[Begin]
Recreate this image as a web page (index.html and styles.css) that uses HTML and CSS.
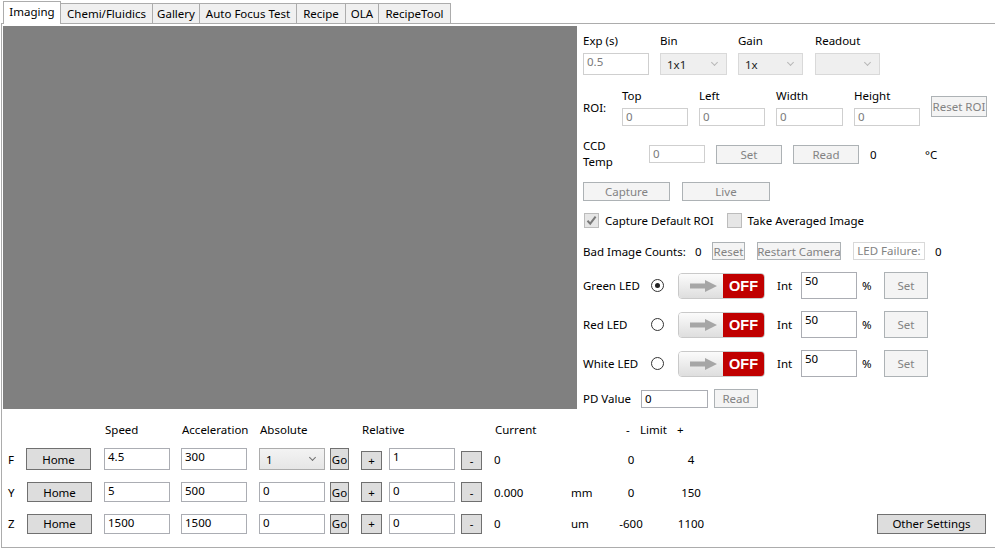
FILE: index.html
```html
<!DOCTYPE html>
<html>
<head>
<meta charset="utf-8">
<link rel="stylesheet" href="styles.css">
</head>
<body>
<div class="tabs">
  <div class="tab active w-img">Imaging</div>
  <div class="tab w-chem">Chemi/Fluidics</div>
  <div class="tab w-gal">Gallery</div>
  <div class="tab w-af">Auto Focus Test</div>
  <div class="tab w-rec">Recipe</div>
  <div class="tab w-ola">OLA</div>
  <div class="tab w-rt">RecipeTool</div>
</div>
<div class="frame">
  <div class="top">
    <div class="image"></div>
    <div class="panel">
      <div class="row r-lab1">
        <span class="c77">Exp (s)</span><span class="c78">Bin</span><span class="c77">Gain</span><span>Readout</span>
      </div>
      <div class="row r-ctl1">
        <div class="inp dis w66 c77m">0.5</div>
        <div class="combo w67 m11">1x1<span class="chev"></span></div>
        <div class="combo w65 m11">1x<span class="chev"></span></div>
        <div class="combo w65 m12"><span class="chev"></span></div>
      </div>
      <div class="row r-roi">
        <span class="roi-lab">ROI:</span>
        <div class="grp g77"><span class="glab">Top</span><div class="inp dis w66 h18">0</div></div>
        <div class="grp g77"><span class="glab">Left</span><div class="inp dis w66 h18">0</div></div>
        <div class="grp g78"><span class="glab">Width</span><div class="inp dis w67 h18">0</div></div>
        <div class="grp g77"><span class="glab">Height</span><div class="inp dis w66 h18">0</div></div>
        <div class="btn roi-btn">Reset ROI</div>
      </div>
      <div class="row r-ccd">
        <span class="ccd-lab">CCD<br>Temp</span>
        <div class="inp dis w56 h18">0</div>
        <div class="btn w66 h19 m11">Set</div>
        <div class="btn w66 h19 m11">Read</div>
        <span class="m11 w55">0</span>
        <span>°C</span>
      </div>
      <div class="row r-cap">
        <div class="btn w87 h19">Capture</div>
        <div class="btn w88 h19 m12">Live</div>
      </div>
      <div class="row r-chk">
        <span class="chk on"><svg width="13" height="13" viewBox="0 0 13 13"><path d="M2.5 6.8 L5.2 9.6 L10.6 2.6" fill="none" stroke="#7a7a7a" stroke-width="2"/></svg></span>
        <span class="chk-lab">Capture Default ROI</span>
        <span class="chk m12b"></span>
        <span class="chk-lab">Take Averaged Image</span>
      </div>
      <div class="row r-bad">
        <span class="w112">Bad Image Counts:</span>
        <span class="w17">0</span>
        <div class="btn w33 h18">Reset</div>
        <div class="btn w84 h18 m12">Restart Camera</div>
        <div class="ledf m12">LED Failure:</div>
        <span class="m10">0</span>
      </div>
      <div class="row r-led">
        <span class="w68">Green LED</span>
        <span class="radio on"></span>
        <div class="toggle">
          <div class="tg-l"><svg width="27" height="12" viewBox="0 0 27 12"><path d="M0 3.5h15V0l12 6-12 6V8.5H0z" fill="#a6a6a6"/></svg></div>
          <div class="tg-r">OFF</div>
        </div>
        <span class="int">Int</span>
        <div class="inp w56 h27">50</div>
        <span class="pct">%</span>
        <div class="btn w44 h27">Set</div>
      </div>
      <div class="row r-led">
        <span class="w68">Red LED</span>
        <span class="radio"></span>
        <div class="toggle">
          <div class="tg-l"><svg width="27" height="12" viewBox="0 0 27 12"><path d="M0 3.5h15V0l12 6-12 6V8.5H0z" fill="#a6a6a6"/></svg></div>
          <div class="tg-r">OFF</div>
        </div>
        <span class="int">Int</span>
        <div class="inp w56 h27">50</div>
        <span class="pct">%</span>
        <div class="btn w44 h27">Set</div>
      </div>
      <div class="row r-led">
        <span class="w68">White LED</span>
        <span class="radio"></span>
        <div class="toggle">
          <div class="tg-l"><svg width="27" height="12" viewBox="0 0 27 12"><path d="M0 3.5h15V0l12 6-12 6V8.5H0z" fill="#a6a6a6"/></svg></div>
          <div class="tg-r">OFF</div>
        </div>
        <span class="int">Int</span>
        <div class="inp w56 h27">50</div>
        <span class="pct">%</span>
        <div class="btn w44 h27">Set</div>
      </div>
      <div class="row r-pd">
        <span class="w58">PD Value</span>
        <div class="inp w67 h18">0</div>
        <div class="btn w44 h19 m6">Read</div>
      </div>
    </div>
  </div>
  <div class="bottom">
    <div class="brow bhead">
      <span class="hs1">Speed</span>
      <span class="hs2">Acceleration</span>
      <span class="hs3">Absolute</span>
      <span class="hs4">Relative</span>
      <span class="hs5">Current</span>
      <span class="hs6">-</span>
      <span class="hs7">Limit</span>
      <span>+</span>
    </div>
    <div class="brow b-f">
      <span class="ax">F</span>
      <div class="btn en w65">Home</div>
      <div class="inp w66 m13">4.5</div>
      <div class="inp w66 m11">300</div>
      <div class="combo en w66 m12">1<span class="chev dark"></span></div>
      <div class="btn en go">Go</div>
      <div class="btn en pm m12 h19">+</div>
      <div class="inp w66 m7">1</div>
      <div class="btn en pm m6 h19">-</div>
      <span class="cur">0</span>
      <span class="unit"></span>
      <span class="lim">0</span>
      <span class="lim2">4</span>
    </div>
    <div class="brow b-y">
      <span class="ax">Y</span>
      <div class="btn en w65 m1">Home</div>
      <div class="inp w66 m12">5</div>
      <div class="inp w66 m11">500</div>
      <div class="inp w66 m12">0</div>
      <div class="btn en go">Go</div>
      <div class="btn en pm m12">+</div>
      <div class="inp w66 m7">0</div>
      <div class="btn en pm m6">-</div>
      <span class="cur">0.000</span>
      <span class="unit">mm</span>
      <span class="lim">0</span>
      <span class="lim2">150</span>
    </div>
    <div class="brow b-z">
      <span class="ax">Z</span>
      <div class="btn en w65 m1">Home</div>
      <div class="inp w66 m12">1500</div>
      <div class="inp w66 m11">1500</div>
      <div class="inp w66 m12">0</div>
      <div class="btn en go">Go</div>
      <div class="btn en pm m12">+</div>
      <div class="inp w66 m7">0</div>
      <div class="btn en pm m6">-</div>
      <span class="cur">0</span>
      <span class="unit">um</span>
      <span class="lim">-600</span>
      <span class="lim2">1100</span>
      <div class="btn en other">Other Settings</div>
    </div>
  </div>
</div>
</body>
</html>
```
FILE: styles.css
```css
* { box-sizing: border-box; }
html, body { margin: 0; padding: 0; background: #fff; }
body {
  font-family: "Noto Sans", "Open Sans", sans-serif;
  font-size: 11.5px;
  color: #000;
  width: 995px;
  height: 549px;
  overflow: hidden;
}

/* tabs */
.tabs { display: flex; height: 23px; padding-left: 3px; align-items: flex-start; }
.tab {
  height: 20px; margin-top: 3px;
  background: #f0f0f0;
  border: 1px solid #acacac; border-bottom: none;
  border-left: none;
  text-align: center; line-height: 19px;
  white-space: nowrap;
}
.tab.active {
  position: relative; z-index: 2;
  margin-top: 1px; height: 23px;
  background: #fff; border-left: 1px solid #acacac;
  line-height: 20px;
}
.w-img { width: 58px; }
.w-chem { width: 92px; }
.w-gal { width: 47px; }
.w-af { width: 97px; }
.w-rec { width: 49px; }
.w-ola { width: 33px; }
.w-rt { width: 72px; }

.frame {
  margin-left: 1px; width: 995px; height: 525px;
  border: 1px solid #acacac; border-right-color: #f4f4f4;
}
.top { display: flex; }
.image {
  width: 574px; height: 383px; margin: 2px 0 0 1px;
  background: #808080; flex: none;
}
.panel { margin-left: 6px; display: flex; flex-direction: column; }
.row { display: flex; align-items: center; white-space: nowrap; }

.r-lab1 { margin-top: 8px; height: 16px; }
.c77 { width: 77px; }
.c78 { width: 78px; }
.r-ctl1 { margin-top: 5px; height: 22px; }

.inp {
  border: 1px solid #abadb3; background: #fff;
  padding: 0 3px; line-height: 16px; height: 22px;
  color: #000; flex: none; overflow: hidden;
}
.inp.dis { border-color: #cfcfcf; color: #7a7a7a; }
.w56 { width: 56px; } .w65 { width: 65px; } .w66 { width: 66px; } .w67 { width: 67px; }
.w33 { width: 33px; } .w44 { width: 44px; } .w84 { width: 84px; } .w87 { width: 87px; } .w88 { width: 88px; }
.h18 { height: 18px; } .h19 { height: 19px; } .h27 { height: 27px; }
.m1 { margin-left: 1px; } .m6 { margin-left: 6px; } .m7 { margin-left: 7px; } .m10 { margin-left: 10px; }
.m11 { margin-left: 11px; } .m12 { margin-left: 12px; } .m13 { margin-left: 13px; }

.combo {
  position: relative; height: 22px;
  background: #efefef; border: 1px solid #d9d9d9;
  padding-left: 6px; line-height: 21px; color: #222;
  flex: none;
}
.combo.en { background: linear-gradient(#f3f3f3, #e6e6e6); border-color: #acacac; color: #000; }
.chev {
  position: absolute; right: 9px; top: 6px;
  width: 5px; height: 5px;
  border-right: 1px solid #b8b8b8; border-bottom: 1px solid #b8b8b8;
  transform: rotate(45deg);
}
.chev.dark { border-color: #707070; }

.r-roi { margin-top: 13px; height: 39px; align-items: flex-start; }
.roi-lab { width: 39px; margin-top: 12px; line-height: 16px; }
.grp { display: flex; flex-direction: column; }
.g77 { width: 77px; } .g78 { width: 78px; }
.glab { line-height: 16px; height: 16px; margin-bottom: 4px; }
.roi-btn { width: 56px; height: 21px; margin-top: 8px; line-height: 19px; }

.btn {
  border: 1px solid #adb2b5; background: #f4f4f4; color: #838383;
  text-align: center; display: flex; align-items: center; justify-content: center;
  flex: none; white-space: nowrap; overflow: hidden;
}
.btn.en { border-color: #707070; background: #dddddd; color: #000; }

.r-ccd { margin-top: 11px; height: 32px; }
.ccd-lab { width: 66px; line-height: 16px; }
.w55 { width: 55px; }

.r-cap { margin-top: 12px; height: 19px; }

.r-chk { margin-top: 12px; height: 15px; }
.chk {
  width: 15px; height: 15px; margin-left: 1px;
  border: 1px solid #bcbcbc; background: #e6e6e6;
  display: flex; align-items: center; justify-content: center; flex: none;
}
.chk-lab { margin-left: 6px; }
.m12b { margin-left: 13px; }

.r-bad { margin-top: 14px; height: 18px; }
.w112 { width: 112px; }
.w17 { width: 17px; }
.ledf {
  width: 72px; height: 18px; border: 1px solid #d9d9d9; background: #fff;
  color: #838383; text-align: center; line-height: 16px;
}

.r-led { margin-top: 12px; height: 27px; }
.w68 { width: 68px; }
.radio {
  width: 13px; height: 13px; border-radius: 50%;
  border: 1px solid #333; background: #fff; position: relative; flex: none;
}
.radio.on::after {
  content: ""; position: absolute; left: 3px; top: 3px;
  width: 5px; height: 5px; border-radius: 50%; background: #222;
}
.toggle {
  margin-left: 14px; width: 87px; height: 26px;
  border: 1px solid #c9c9c9; border-radius: 4px; overflow: hidden;
  display: flex; flex: none;
}
.tg-l {
  width: 44px; background: linear-gradient(#fbfbfb, #dedede);
  display: flex; align-items: center; justify-content: center; padding-left: 4px;
}
.tg-r {
  flex: 1; background: #c00000; color: #fff;
  font-family: "Liberation Sans", Arial, sans-serif; font-weight: bold; font-size: 14.5px;
  display: flex; align-items: center; justify-content: center;
}
.int { margin-left: 12px; width: 24px; }
.pct { margin-left: 5px; width: 22px; }

.r-pd { margin-top: 12px; height: 19px; }
.w58 { width: 58px; }

/* bottom */
.bottom { padding-left: 1px; }
.brow { display: flex; align-items: center; white-space: nowrap; }
.bhead { margin-top: 12px; height: 16px; padding-left: 102px; }
.hs1 { width: 77px; } .hs2 { width: 78px; } .hs3 { width: 102px; } .hs4 { width: 133px; }
.hs5 { width: 131px; } .hs6 { width: 14px; } .hs7 { width: 37px; }
.b-f { margin-top: 11px; height: 22px; }
.b-y { margin-top: 12px; height: 20px; }
.b-y .inp, .b-y .btn, .b-z .inp, .b-z .btn { height: 20px; }
.b-f .btn.en.w65 { height: 22px; }
.b-z { margin-top: 11px; height: 21px; }
.ax { width: 23px; padding-left: 5px; }
.go { width: 19px; height: 22px; margin-left: 5px; }
.pm { width: 21px; }
.b-f .pm { margin-top: 3px; }
.cur { margin-left: 12px; width: 77px; }
.unit { width: 40px; }
.lim { width: 40px; text-align: center; }
.lim2 { width: 40px; margin-left: 20px; text-align: center; }
.other { width: 109px; height: 21px; margin-left: 166px; }
```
[End]
| EXERCISE AIM |
Find all the lines containing "styles" in the material, then copy them.

| EXERCISE ANSWER |
Recreate this image as a web page (index.html and styles.css) that uses HTML and CSS.
<link rel="stylesheet" href="styles.css">
FILE: styles.css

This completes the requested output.